▶ _Exercise description_:
Provide nothing but the number of lines containing the string "that".

▶ _Entries with page source code_:
******

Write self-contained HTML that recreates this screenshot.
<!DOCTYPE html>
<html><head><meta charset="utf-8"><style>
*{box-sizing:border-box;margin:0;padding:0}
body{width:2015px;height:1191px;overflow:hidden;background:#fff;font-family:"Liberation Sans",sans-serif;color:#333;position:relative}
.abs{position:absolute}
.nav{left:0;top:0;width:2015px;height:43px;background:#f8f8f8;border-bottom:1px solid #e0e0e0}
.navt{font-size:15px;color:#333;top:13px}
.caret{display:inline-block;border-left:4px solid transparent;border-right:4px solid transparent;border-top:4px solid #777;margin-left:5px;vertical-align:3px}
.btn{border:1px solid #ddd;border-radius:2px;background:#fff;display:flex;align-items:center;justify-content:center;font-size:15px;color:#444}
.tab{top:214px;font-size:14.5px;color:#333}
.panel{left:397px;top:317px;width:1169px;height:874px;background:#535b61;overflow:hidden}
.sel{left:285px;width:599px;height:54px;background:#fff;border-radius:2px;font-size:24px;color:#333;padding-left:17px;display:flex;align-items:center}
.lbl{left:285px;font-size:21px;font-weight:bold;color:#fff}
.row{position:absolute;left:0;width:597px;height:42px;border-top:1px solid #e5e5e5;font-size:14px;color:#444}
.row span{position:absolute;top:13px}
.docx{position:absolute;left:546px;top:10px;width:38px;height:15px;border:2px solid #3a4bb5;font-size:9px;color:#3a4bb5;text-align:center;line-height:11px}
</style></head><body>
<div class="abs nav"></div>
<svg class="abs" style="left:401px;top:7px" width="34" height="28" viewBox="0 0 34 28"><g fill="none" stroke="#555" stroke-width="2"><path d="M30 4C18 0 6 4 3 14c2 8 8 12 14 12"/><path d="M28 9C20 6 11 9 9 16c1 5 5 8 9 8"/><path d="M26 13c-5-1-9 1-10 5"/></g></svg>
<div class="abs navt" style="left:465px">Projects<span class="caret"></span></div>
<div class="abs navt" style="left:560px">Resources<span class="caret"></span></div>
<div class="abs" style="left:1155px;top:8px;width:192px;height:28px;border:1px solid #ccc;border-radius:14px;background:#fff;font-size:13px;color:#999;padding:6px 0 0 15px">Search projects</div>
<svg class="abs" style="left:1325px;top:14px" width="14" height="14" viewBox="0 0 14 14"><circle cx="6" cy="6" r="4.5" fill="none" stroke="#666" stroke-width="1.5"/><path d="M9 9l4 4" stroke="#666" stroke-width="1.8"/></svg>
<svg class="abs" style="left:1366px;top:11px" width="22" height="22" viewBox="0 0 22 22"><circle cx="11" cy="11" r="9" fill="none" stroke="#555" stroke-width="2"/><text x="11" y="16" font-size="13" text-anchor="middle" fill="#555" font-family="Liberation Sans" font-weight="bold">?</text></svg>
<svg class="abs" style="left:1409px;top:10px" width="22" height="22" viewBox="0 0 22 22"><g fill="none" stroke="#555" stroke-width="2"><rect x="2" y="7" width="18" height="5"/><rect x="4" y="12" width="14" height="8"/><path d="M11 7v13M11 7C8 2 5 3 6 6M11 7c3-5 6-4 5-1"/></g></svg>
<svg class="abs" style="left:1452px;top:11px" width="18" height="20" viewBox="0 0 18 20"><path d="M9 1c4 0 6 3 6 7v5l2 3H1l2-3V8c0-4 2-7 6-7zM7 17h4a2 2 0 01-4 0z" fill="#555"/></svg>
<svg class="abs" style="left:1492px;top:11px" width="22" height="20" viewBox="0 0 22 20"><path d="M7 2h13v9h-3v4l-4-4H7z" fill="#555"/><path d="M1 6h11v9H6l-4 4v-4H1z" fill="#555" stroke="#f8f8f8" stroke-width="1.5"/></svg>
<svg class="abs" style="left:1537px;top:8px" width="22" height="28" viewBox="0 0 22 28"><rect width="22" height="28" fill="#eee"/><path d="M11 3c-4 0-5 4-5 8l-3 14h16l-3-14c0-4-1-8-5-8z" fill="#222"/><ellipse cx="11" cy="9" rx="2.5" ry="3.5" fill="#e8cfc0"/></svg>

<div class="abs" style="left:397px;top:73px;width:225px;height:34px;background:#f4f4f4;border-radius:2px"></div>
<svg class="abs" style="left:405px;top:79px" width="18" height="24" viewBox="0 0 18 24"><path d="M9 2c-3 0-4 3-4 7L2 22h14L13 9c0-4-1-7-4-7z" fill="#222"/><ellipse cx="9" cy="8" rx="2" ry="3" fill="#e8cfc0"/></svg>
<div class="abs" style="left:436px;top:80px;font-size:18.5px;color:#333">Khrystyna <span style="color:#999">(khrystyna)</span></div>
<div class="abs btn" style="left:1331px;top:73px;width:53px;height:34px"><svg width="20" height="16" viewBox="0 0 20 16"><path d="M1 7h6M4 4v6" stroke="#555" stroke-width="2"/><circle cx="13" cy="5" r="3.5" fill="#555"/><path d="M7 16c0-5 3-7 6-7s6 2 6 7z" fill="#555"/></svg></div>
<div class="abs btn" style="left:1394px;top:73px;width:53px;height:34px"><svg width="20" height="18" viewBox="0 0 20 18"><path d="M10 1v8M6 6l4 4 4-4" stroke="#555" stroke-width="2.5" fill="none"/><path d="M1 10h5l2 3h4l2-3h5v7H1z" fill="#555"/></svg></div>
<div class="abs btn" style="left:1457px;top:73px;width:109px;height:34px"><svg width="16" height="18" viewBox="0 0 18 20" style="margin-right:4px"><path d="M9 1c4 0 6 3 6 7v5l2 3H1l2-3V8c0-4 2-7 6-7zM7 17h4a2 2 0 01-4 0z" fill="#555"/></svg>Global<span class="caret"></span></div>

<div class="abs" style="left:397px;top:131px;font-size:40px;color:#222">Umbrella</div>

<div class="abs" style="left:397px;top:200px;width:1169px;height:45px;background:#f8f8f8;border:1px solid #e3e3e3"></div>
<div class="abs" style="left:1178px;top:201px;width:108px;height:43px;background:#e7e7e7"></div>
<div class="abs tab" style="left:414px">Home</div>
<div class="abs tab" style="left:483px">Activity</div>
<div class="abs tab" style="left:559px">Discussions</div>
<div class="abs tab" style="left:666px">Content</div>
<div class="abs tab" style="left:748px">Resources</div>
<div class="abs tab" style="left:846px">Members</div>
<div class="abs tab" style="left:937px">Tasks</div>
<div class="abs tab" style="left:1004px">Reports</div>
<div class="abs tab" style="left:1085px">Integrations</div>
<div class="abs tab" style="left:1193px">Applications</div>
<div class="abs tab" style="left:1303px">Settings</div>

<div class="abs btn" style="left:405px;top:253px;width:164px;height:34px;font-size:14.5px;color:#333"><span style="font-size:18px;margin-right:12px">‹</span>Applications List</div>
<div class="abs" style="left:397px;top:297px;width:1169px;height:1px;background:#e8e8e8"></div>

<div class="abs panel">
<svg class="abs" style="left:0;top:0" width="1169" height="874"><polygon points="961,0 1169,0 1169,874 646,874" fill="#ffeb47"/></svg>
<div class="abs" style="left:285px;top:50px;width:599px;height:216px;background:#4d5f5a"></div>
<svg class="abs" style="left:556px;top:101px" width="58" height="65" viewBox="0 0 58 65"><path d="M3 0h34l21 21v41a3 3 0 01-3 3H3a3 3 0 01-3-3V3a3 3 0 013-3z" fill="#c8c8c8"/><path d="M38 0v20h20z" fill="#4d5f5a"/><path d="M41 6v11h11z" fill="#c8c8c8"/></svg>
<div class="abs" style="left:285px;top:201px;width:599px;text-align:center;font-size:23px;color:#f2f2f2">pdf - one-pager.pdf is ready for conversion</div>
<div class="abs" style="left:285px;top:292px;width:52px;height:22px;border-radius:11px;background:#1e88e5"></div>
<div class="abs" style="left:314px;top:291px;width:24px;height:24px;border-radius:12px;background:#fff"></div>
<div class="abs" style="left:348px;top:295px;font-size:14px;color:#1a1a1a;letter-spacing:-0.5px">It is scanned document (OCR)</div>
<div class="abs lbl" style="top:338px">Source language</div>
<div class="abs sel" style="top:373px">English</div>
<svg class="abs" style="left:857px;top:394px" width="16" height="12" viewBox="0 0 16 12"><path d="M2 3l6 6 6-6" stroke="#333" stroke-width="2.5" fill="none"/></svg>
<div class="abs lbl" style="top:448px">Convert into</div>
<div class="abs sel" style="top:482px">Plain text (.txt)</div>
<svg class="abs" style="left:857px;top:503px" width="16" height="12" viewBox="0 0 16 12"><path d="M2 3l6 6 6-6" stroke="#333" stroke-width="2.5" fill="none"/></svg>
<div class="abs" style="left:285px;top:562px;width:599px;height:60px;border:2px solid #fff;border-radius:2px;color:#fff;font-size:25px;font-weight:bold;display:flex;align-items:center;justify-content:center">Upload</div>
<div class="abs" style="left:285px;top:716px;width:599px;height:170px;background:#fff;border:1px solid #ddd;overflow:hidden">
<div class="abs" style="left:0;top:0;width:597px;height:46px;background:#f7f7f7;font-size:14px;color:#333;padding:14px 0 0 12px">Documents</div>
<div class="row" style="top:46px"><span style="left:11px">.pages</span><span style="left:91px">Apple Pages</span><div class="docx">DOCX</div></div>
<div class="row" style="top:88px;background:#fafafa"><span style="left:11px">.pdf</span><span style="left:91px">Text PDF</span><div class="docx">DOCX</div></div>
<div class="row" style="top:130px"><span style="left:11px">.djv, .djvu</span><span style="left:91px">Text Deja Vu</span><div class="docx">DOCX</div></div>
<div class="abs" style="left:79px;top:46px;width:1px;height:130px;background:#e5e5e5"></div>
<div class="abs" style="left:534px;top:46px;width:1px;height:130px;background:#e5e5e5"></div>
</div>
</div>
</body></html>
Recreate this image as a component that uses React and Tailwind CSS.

******

▶ _Response_:
2